** START **

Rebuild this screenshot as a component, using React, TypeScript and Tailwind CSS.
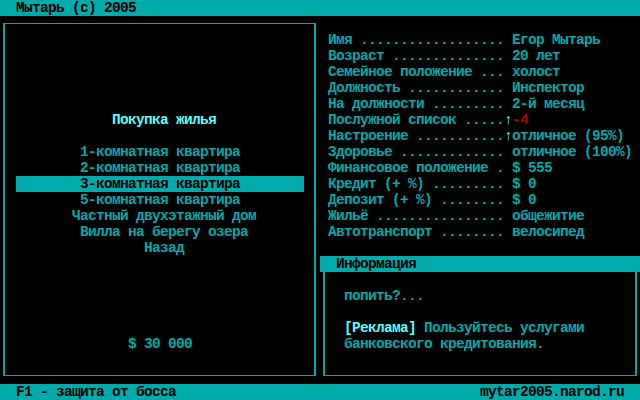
const stats: [string, string, string?][] = [
  ["Имя .................. ", "Егор Мытарь"],
  ["Возраст .............. ", "20 лет"],
  ["Семейное положение ... ", "холост"],
  ["Должность ............ ", "Инспектор"],
  ["На должности ......... ", "2-й месяц"],
  ["Послужной список .....", "-4", "red"],
  ["Настроение ...........", "отличное (95%)", "up"],
  ["Здоровье ............. ", "отличное (100%)"],
  ["Финансовое положение . ", "$ 555"],
  ["Кредит (+ %) ......... ", "$ 0"],
  ["Депозит (+ %) ........ ", "$ 0"],
  ["Жильё ................ ", "общежитие"],
  ["Автотранспорт ........ ", "велосипед"],
]

const menu = [
  { text: "1-комнатная квартира", pl: "pl-[75px]" },
  { text: "2-комнатная квартира", pl: "pl-[75px]" },
  { text: "3-комнатная квартира", pl: "pl-[64px]", active: true },
  { text: "5-комнатная квартира", pl: "pl-[75px]" },
  { text: "Частный двухэтажный дом", pl: "pl-[67px]" },
  { text: "Вилла на берегу озера", pl: "pl-[75px]" },
  { text: "Назад", pl: "pl-[139px]" },
]

export default function App() {
  return (
    <div className="w-[640px] h-[400px] bg-black flex flex-col font-['Liberation_Mono',monospace] font-bold text-[14.5px] tracking-[-0.7px] leading-4 text-[#00AAAA] whitespace-pre overflow-hidden">
      {/* top bar */}
      <div className="h-4 bg-[#00AAAA] text-black pl-4">Мытарь (c) 2005</div>

      <div className="flex h-[368px]">
        {/* left panel */}
        <div className="w-[320px] pt-[7px] pl-[3px]">
          <div className="w-[313px] h-[353px] border-x-2 border-y border-[#00AAAA]">
            <div className="h-4 mt-[88px] pl-[107px] text-[#55FFFF]">Покупка жилья</div>
            <div className="mt-4">
              {menu.map((m) =>
                m.active ? (
                  <div key={m.text} className={`h-4 ml-[11px] w-[288px] bg-[#00AAAA] text-black ${m.pl}`}>
                    {m.text}
                  </div>
                ) : (
                  <div key={m.text} className={`h-4 ${m.pl}`}>
                    {m.text}
                  </div>
                )
              )}
            </div>
            <div className="h-4 mt-[80px] pl-[123px]">$ 30 000</div>
          </div>
        </div>

        {/* right panel */}
        <div className="w-[320px] flex flex-col">
          <div className="pt-4 pl-2">
            {stats.map(([label, value, kind]) => (
              <div key={label} className="h-4">
                {label}
                {kind && <span className="text-[#55FFFF]">↑</span>}
                <span className={kind === "red" ? "text-[#AA0000]" : ""}>{value}</span>
              </div>
            ))}
          </div>
          <div className="mt-4 h-4 bg-[#00AAAA] text-black pl-4">Информация</div>
          <div className="ml-[3px] w-[314px] h-[104px] border-x-2 border-b border-[#00AAAA] pt-4 pl-[19px]">
            <div className="h-4">попить?...</div>
            <div className="h-4 mt-4">
              <span className="text-[#55FFFF]">[Реклама]</span> Пользуйтесь услугами
            </div>
            <div className="h-4">банковского кредитования.</div>
          </div>
        </div>
      </div>

      {/* bottom bar */}
      <div className="h-4 bg-[#00AAAA] text-black flex justify-between px-4">
        <span>F1 - защита от босса</span>
        <span>mytar2005.narod.ru</span>
      </div>
    </div>
  )
}
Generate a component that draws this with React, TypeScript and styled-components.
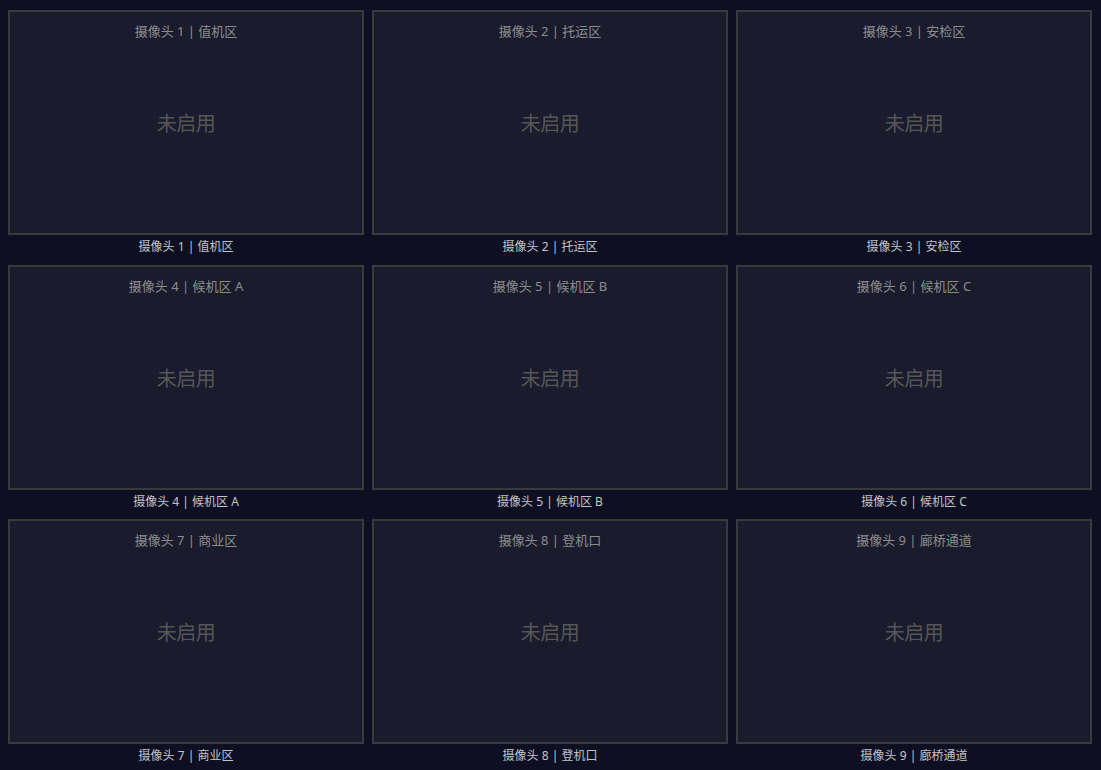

** END **

Exercise objective:
Retype every entry verbatim and exclude the pictures from the copy.

Complete answer:
Rebuild this screenshot as a component, using React, TypeScript and Tailwind CSS.
const stats: [string, string, string?][] = [
  ["Имя .................. ", "Егор Мытарь"],
  ["Возраст .............. ", "20 лет"],
  ["Семейное положение ... ", "холост"],
  ["Должность ............ ", "Инспектор"],
  ["На должности ......... ", "2-й месяц"],
  ["Послужной список .....", "-4", "red"],
  ["Настроение ...........", "отличное (95%)", "up"],
  ["Здоровье ............. ", "отличное (100%)"],
  ["Финансовое положение . ", "$ 555"],
  ["Кредит (+ %) ......... ", "$ 0"],
  ["Депозит (+ %) ........ ", "$ 0"],
  ["Жильё ................ ", "общежитие"],
  ["Автотранспорт ........ ", "велосипед"],
]

const menu = [
  { text: "1-комнатная квартира", pl: "pl-[75px]" },
  { text: "2-комнатная квартира", pl: "pl-[75px]" },
  { text: "3-комнатная квартира", pl: "pl-[64px]", active: true },
  { text: "5-комнатная квартира", pl: "pl-[75px]" },
  { text: "Частный двухэтажный дом", pl: "pl-[67px]" },
  { text: "Вилла на берегу озера", pl: "pl-[75px]" },
  { text: "Назад", pl: "pl-[139px]" },
]

export default function App() {
  return (
    <div className="w-[640px] h-[400px] bg-black flex flex-col font-['Liberation_Mono',monospace] font-bold text-[14.5px] tracking-[-0.7px] leading-4 text-[#00AAAA] whitespace-pre overflow-hidden">
      {/* top bar */}
      <div className="h-4 bg-[#00AAAA] text-black pl-4">Мытарь (c) 2005</div>

      <div className="flex h-[368px]">
        {/* left panel */}
        <div className="w-[320px] pt-[7px] pl-[3px]">
          <div className="w-[313px] h-[353px] border-x-2 border-y border-[#00AAAA]">
            <div className="h-4 mt-[88px] pl-[107px] text-[#55FFFF]">Покупка жилья</div>
            <div className="mt-4">
              {menu.map((m) =>
                m.active ? (
                  <div key={m.text} className={`h-4 ml-[11px] w-[288px] bg-[#00AAAA] text-black ${m.pl}`}>
                    {m.text}
                  </div>
                ) : (
                  <div key={m.text} className={`h-4 ${m.pl}`}>
                    {m.text}
                  </div>
                )
              )}
            </div>
            <div className="h-4 mt-[80px] pl-[123px]">$ 30 000</div>
          </div>
        </div>

        {/* right panel */}
        <div className="w-[320px] flex flex-col">
          <div className="pt-4 pl-2">
            {stats.map(([label, value, kind]) => (
              <div key={label} className="h-4">
                {label}
                {kind && <span className="text-[#55FFFF]">↑</span>}
                <span className={kind === "red" ? "text-[#AA0000]" : ""}>{value}</span>
              </div>
            ))}
          </div>
          <div className="mt-4 h-4 bg-[#00AAAA] text-black pl-4">Информация</div>
          <div className="ml-[3px] w-[314px] h-[104px] border-x-2 border-b border-[#00AAAA] pt-4 pl-[19px]">
            <div className="h-4">попить?...</div>
            <div className="h-4 mt-4">
              <span className="text-[#55FFFF]">[Реклама]</span> Пользуйтесь услугами
            </div>
            <div className="h-4">банковского кредитования.</div>
          </div>
        </div>
      </div>

      {/* bottom bar */}
      <div className="h-4 bg-[#00AAAA] text-black flex justify-between px-4">
        <span>F1 - защита от босса</span>
        <span>mytar2005.narod.ru</span>
      </div>
    </div>
  )
}
Generate a component that draws this with React, TypeScript and styled-components.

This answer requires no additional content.